The goal of our project is to have an agent successfully reach the end of a track while avoiding obstacles and collecting gold nuggets to maximize its score. This idea is based on the game Subway Surfers. The agent will constantly be moving forward at a speed of 1 block/second. The agent will encounter three types of obstacles which can be avoided by either moving 1 block left or right (3 block wide path), crouching, or jumping. There are also four types of powerups – Potion of Speed, Jump Boost, Slowness, and Poison. The agent will use its view to detect obstacles and choose the correct action. The agent can view a 6 x 3 x 3 grid of the blocks in front of it. If the agent runs into an obstacle or collects the Potion of Poison, it will lose a life and after it has lost two, it will die :(

AI/ML Algorithms

We will use a deep reinforcement learning algorithm with neural networks for this project.

Evaluation Plan

For the quantitative evaluation, we will be using the distance traveled, the number of gold nuggets collected, the number of obstacles avoided, and the types of powerups collected as our metrics. The agent will receive a higher score for traveling farther, collecting more gold nuggets, and avoiding more obstacles. For example, an agent would receive 1 point for every block traveled, 2 points for every gold nugget collected, and 4 points for every obstacle avoided. The agent will also be rewarded for collecting the powerups Potion of Slowness and Potion of Jump Boost and be punished for collecting the powerups Potion of Speed and Potion of Poison. The Potion of Slowness and the Potion of Jump Boost may help the agent complete the map efficiently, however the other two potions may make it more difficult for the agent to complete the map. For every obstacle the agent hits or Potion of Poison the agent collects, the agent will lose a life and will lose 30 points. Our baseline for success is that the agent should be able to avoid at least one of every type of obstacle in the track. On the other hand, our baseline for failure is that the agent is unable to avoid a single obstacle in the track.

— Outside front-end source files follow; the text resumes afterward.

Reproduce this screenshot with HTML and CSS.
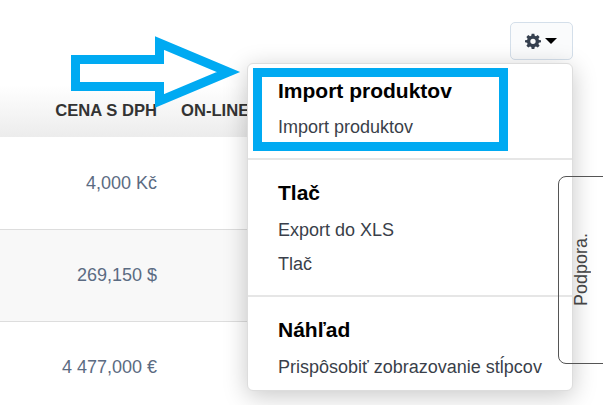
FILE: index.html
```html
<!DOCTYPE html>
<html lang="sk">
<head>
  <meta charset="UTF-8" />
  <meta name="viewport" content="width=device-width, initial-scale=1" />
  <title>Produkty</title>
  <link rel="stylesheet" href="styles.css">
</head>
<body>

<div class="page">
  <div class="toolbar">
    <button class="gear-btn" type="button">
      <svg class="gear" viewBox="0 0 24 24" width="16" height="16">
        <path fill-rule="evenodd" d="M10 1h4l.6 3.1 1.900.8 2.600-1.800 2.800 2.800-1.800 2.600.8 1.900L24 11v3l-3.100.6-.8 1.900 1.800 2.600-2.800 2.800-2.600-1.800-1.900.8L14 24h-4l-.6-3.100-1.900-.8-2.600 1.800-2.800-2.800 1.800-2.600-.8-1.900L0 14v-3l3.100-.5.8-1.900-1.800-2.700 2.800-2.800 2.600 1.800 1.900-.8zM12 8.500a4 4 0 1 0 0 8 4 4 0 0 0 0-8z"/>
      </svg>
      <span class="caret"></span>
    </button>
  </div>

  <div class="table">
    <div class="row head">
      <div class="cell price">Cena s DPH</div>
      <div class="cell">On-line</div>
    </div>
    <div class="row">
      <div class="cell price">4,000 Kč</div>
      <div class="cell"></div>
    </div>
    <div class="row odd">
      <div class="cell price">269,150 $</div>
      <div class="cell"></div>
    </div>
    <div class="row">
      <div class="cell price">4 477,000 €</div>
      <div class="cell"></div>
    </div>
  </div>
</div>

<div class="menu">
  <div class="menu-group first">
    <h6>Import produktov</h6>
    <a href="#">Import produktov</a>
  </div>
  <div class="menu-group">
    <h6>Tlač</h6>
    <a href="#">Export do XLS</a>
    <a href="#">Tlač</a>
  </div>
  <div class="menu-group">
    <h6>Náhľad</h6>
    <a href="#">Prispôsobiť zobrazovanie stĺpcov</a>
  </div>
</div>

<div class="support"><span>Podpora.</span></div>

<div class="highlight"></div>
<svg class="arrow" width="180" height="80" viewBox="0 0 180 80">
  <polygon points="9.500,24.500 93.500,24.500 93.500,8 162.500,37 93.500,66 93.500,51.500 9.500,51.500" />
</svg>

</body>
</html>
```

FILE: styles.css
```css
* { box-sizing: border-box; }
body, html {
  margin: 0; padding: 0; height: 100%; overflow: hidden;
  font-family: "Liberation Sans", Arial, sans-serif;
  background: #fff;
}
.page {
  margin-right: 30px;
}
.toolbar {
  height: 85px;
  padding-top: 22px;
  display: flex;
  justify-content: flex-end;
  align-items: flex-start;
}
.gear-btn {
  width: 63px;
  height: 38px;
  display: flex;
  align-items: center;
  justify-content: center;
  gap: 4px;
  padding: 0 1px 0 0;
  background: #fafbfc;
  border: 1px solid #d4dfea;
  border-radius: 5px;
}
.gear { fill: #36404f; }
.caret {
  width: 0;
  height: 0;
  border-left: 6px solid transparent;
  border-right: 6px solid transparent;
  border-top: 6px solid #000;
}
.row {
  display: grid;
  grid-template-columns: 169px 1fr;
  height: 92px;
  border-top: 1px solid #ddd;
  align-items: center;
  color: #5b6b82;
  font-size: 18px;
}
.row:nth-child(2) { border-top-color: transparent; }
.row.odd { background: #f8f8f8; }
.row.head {
  height: 52px;
  border-top: 0;
  background: linear-gradient(#fff, #ececec);
  color: #333;
  font-size: 16.6px;
  font-weight: bold;
  text-transform: uppercase;
  align-items: start;
  padding-top: 16px;
}
.cell { padding: 0 12px; white-space: nowrap; }
.cell.price { text-align: right; }

.menu {
  position: absolute;
  left: 247px;
  top: 63px;
  width: 326px;
  height: 328px;
  background: #fff;
  border: 1px solid #ddd;
  border-radius: 6px;
  box-shadow: 0 5px 25px rgba(0, 0, 0, 0.22);
}
.menu-group {
  padding: 21px 30px 0;
  height: 137px;
  border-bottom: 2px solid #e6e6e6;
}
.menu-group.first { height: 96px; padding-top: 15px; }
.menu-group:last-child { border-bottom: 0; height: auto; padding: 21px 0 0 30px; }
.menu h6 {
  margin: 0 0 15px;
  font-size: 21px;
  line-height: 24px;
  font-weight: bold;
  color: #000;
}
.menu .first h6 { margin-bottom: 14px; }
.menu a {
  display: block;
  font-size: 18px;
  line-height: 20px;
  margin-bottom: 14px;
  color: #3a3f4a;
  text-decoration: none;
  white-space: nowrap;
}

.support {
  position: absolute;
  left: 558px;
  top: 176px;
  width: 60px;
  height: 188px;
  border: 1px solid #555;
  border-radius: 8px;
  display: flex;
  align-items: center;
  padding-left: 12px;
  font-size: 18px;
  color: #444;
}
.support span {
  writing-mode: vertical-rl;
  transform: rotate(180deg);
}
.highlight {
  position: absolute;
  left: 253px;
  top: 68px;
  width: 255px;
  height: 83px;
  border: 9px solid #00aaf2;
}
.arrow {
  position: absolute;
  left: 66px;
  top: 35px;
  overflow: visible;
}
.arrow polygon {
  fill: #fff;
  stroke: #00aaf2;
  stroke-width: 9;
  stroke-linejoin: miter;
  stroke-miterlimit: 10;
}
```
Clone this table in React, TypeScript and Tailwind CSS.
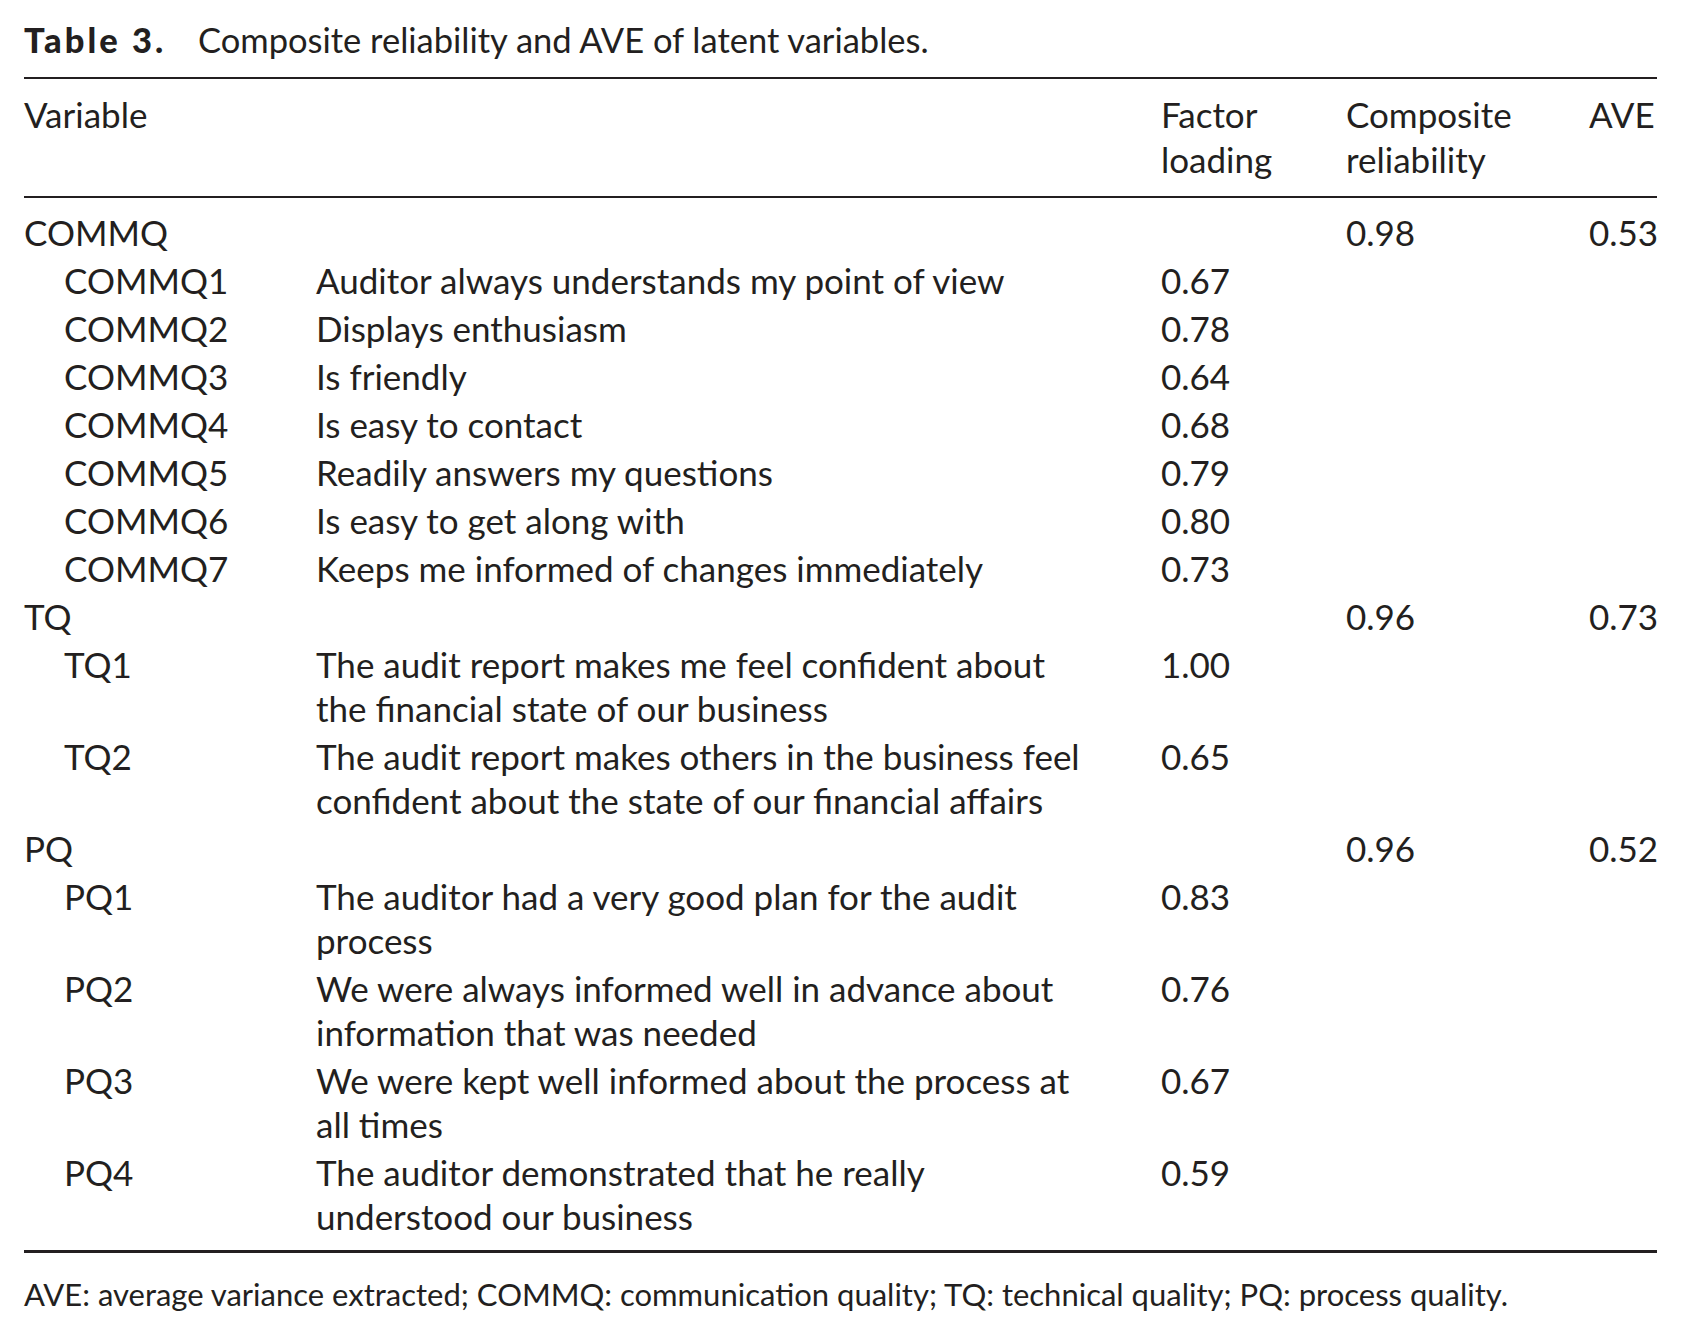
import React from "react";

type Row =
  | { kind: "group"; label: string; cr: string; ave: string }
  | { kind: "item"; label: string; lines: string[]; fl: string };

const rows: Row[] = [
  { kind: "group", label: "COMMQ", cr: "0.98", ave: "0.53" },
  { kind: "item", label: "COMMQ1", lines: ["Auditor always understands my point of view"], fl: "0.67" },
  { kind: "item", label: "COMMQ2", lines: ["Displays enthusiasm"], fl: "0.78" },
  { kind: "item", label: "COMMQ3", lines: ["Is friendly"], fl: "0.64" },
  { kind: "item", label: "COMMQ4", lines: ["Is easy to contact"], fl: "0.68" },
  { kind: "item", label: "COMMQ5", lines: ["Readily answers my questions"], fl: "0.79" },
  { kind: "item", label: "COMMQ6", lines: ["Is easy to get along with"], fl: "0.80" },
  { kind: "item", label: "COMMQ7", lines: ["Keeps me informed of changes immediately"], fl: "0.73" },
  { kind: "group", label: "TQ", cr: "0.96", ave: "0.73" },
  {
    kind: "item",
    label: "TQ1",
    lines: ["The audit report makes me feel confident about", "the financial state of our business"],
    fl: "1.00",
  },
  {
    kind: "item",
    label: "TQ2",
    lines: ["The audit report makes others in the business feel", "confident about the state of our financial affairs"],
    fl: "0.65",
  },
  { kind: "group", label: "PQ", cr: "0.96", ave: "0.52" },
  { kind: "item", label: "PQ1", lines: ["The auditor had a very good plan for the audit", "process"], fl: "0.83" },
  {
    kind: "item",
    label: "PQ2",
    lines: ["We were always informed well in advance about", "information that was needed"],
    fl: "0.76",
  },
  { kind: "item", label: "PQ3", lines: ["We were kept well informed about the process at", "all times"], fl: "0.67" },
  { kind: "item", label: "PQ4", lines: ["The auditor demonstrated that he really", "understood our business"], fl: "0.59" },
];

const grid = "grid grid-cols-[292px_845px_185px_243px_1fr]";

export default function App() {
  return (
    <div
      className="w-[1682px] h-[1338px] bg-white text-[#231f20] pl-[24px]"
      style={{ fontFamily: "Lato, 'Open Sans', sans-serif" }}
    >
      <div className="w-[1633px]">
        <div className="pt-[22px] text-[34.5px] leading-[36px] whitespace-nowrap">
          <span className="inline-block w-[150px] font-black tracking-[3px]">Table 3.</span>
          <span className="ml-[24px]">Composite reliability and AVE of latent variables.</span>
        </div>
        <div className="mt-[19px] h-[2px] bg-[#231f20]" />
        <div className={`${grid} text-[35px] leading-[45px] pt-[13px] pb-[14px]`}>
          <div>Variable</div>
          <div />
          <div>
            Factor
            <br />
            loading
          </div>
          <div>
            Composite
            <br />
            reliability
          </div>
          <div>AVE</div>
        </div>
        <div className="h-[2px] bg-[#231f20]" />
        <div className="pt-[10px] pb-[10px] text-[35px] leading-[44px]">
          {rows.map((r, i) =>
            r.kind === "group" ? (
              <div key={i} className={`${grid} py-[2px]`}>
                <div>{r.label}</div>
                <div />
                <div />
                <div>{r.cr}</div>
                <div>{r.ave}</div>
              </div>
            ) : (
              <div key={i} className={`${grid} py-[2px]`}>
                <div className="pl-[40px]">{r.label}</div>
                <div>
                  {r.lines.map((l, j) => (
                    <div key={j} className="whitespace-nowrap">
                      {l}
                    </div>
                  ))}
                </div>
                <div>{r.fl}</div>
                <div />
                <div />
              </div>
            )
          )}
        </div>
        <div className="h-[3px] bg-[#231f20]" />
        <div className="mt-[24px] text-[31px] leading-[34px] whitespace-nowrap">
          AVE: average variance extracted; COMMQ: communication quality; TQ: technical quality; PQ: process quality.
        </div>
      </div>
    </div>
  );
}
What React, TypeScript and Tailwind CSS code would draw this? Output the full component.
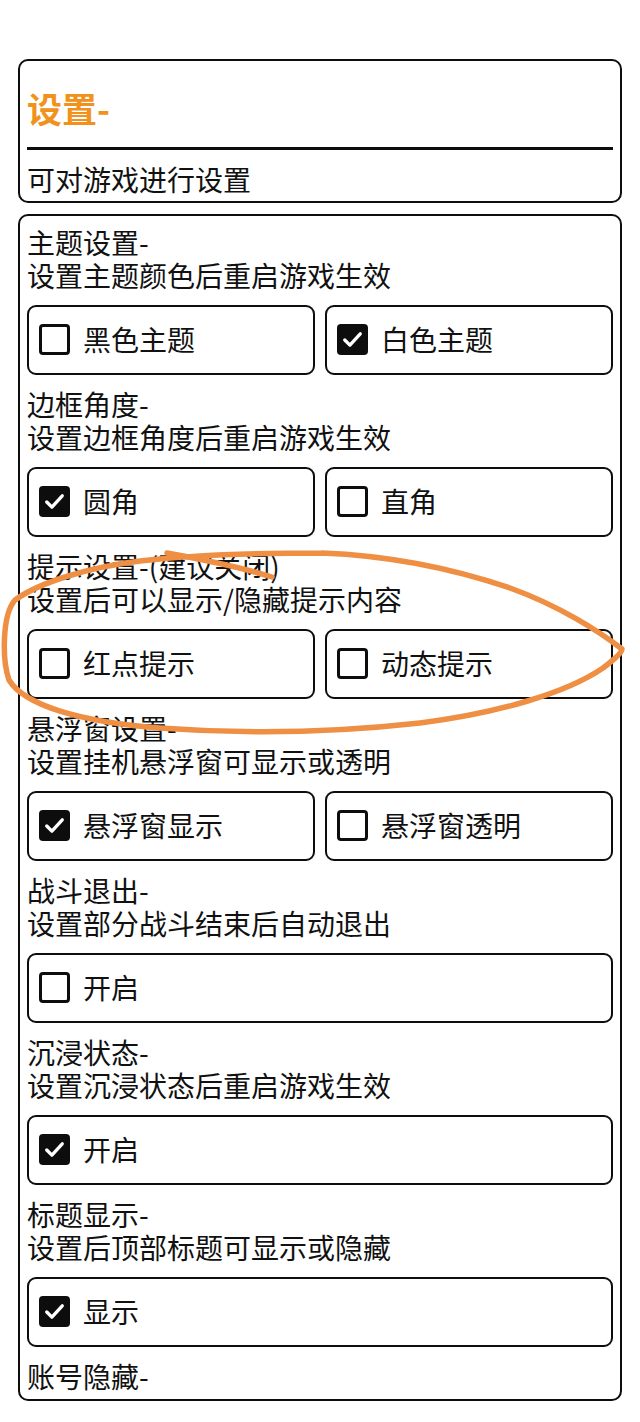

For our approach, the sanity cases will be if the agent can choose to collect gold nuggets and avoid obstacles and the Potion of Poison. Our moonshot case is if the agent is able to successfully make it to the end of the track while maximizing its score by collecting gold nuggets. If we have additional time, attempt to incoroporate moving obstacles into the track.

We will be generating our tracks to force our agent into making a strategic decision to avoid current and future obstacles as well as maximizing its overall score.

drawing

For example, in this track, the agent should choose to switch to the left path rather than the right path though no obstacle exists directly ahead of it in either path.

Appointment with the Instructor

3:00pm - 3:15pm, Wednesday, January 20, 2021

Weekly Meeting

11:00am - 12:00pm Sundays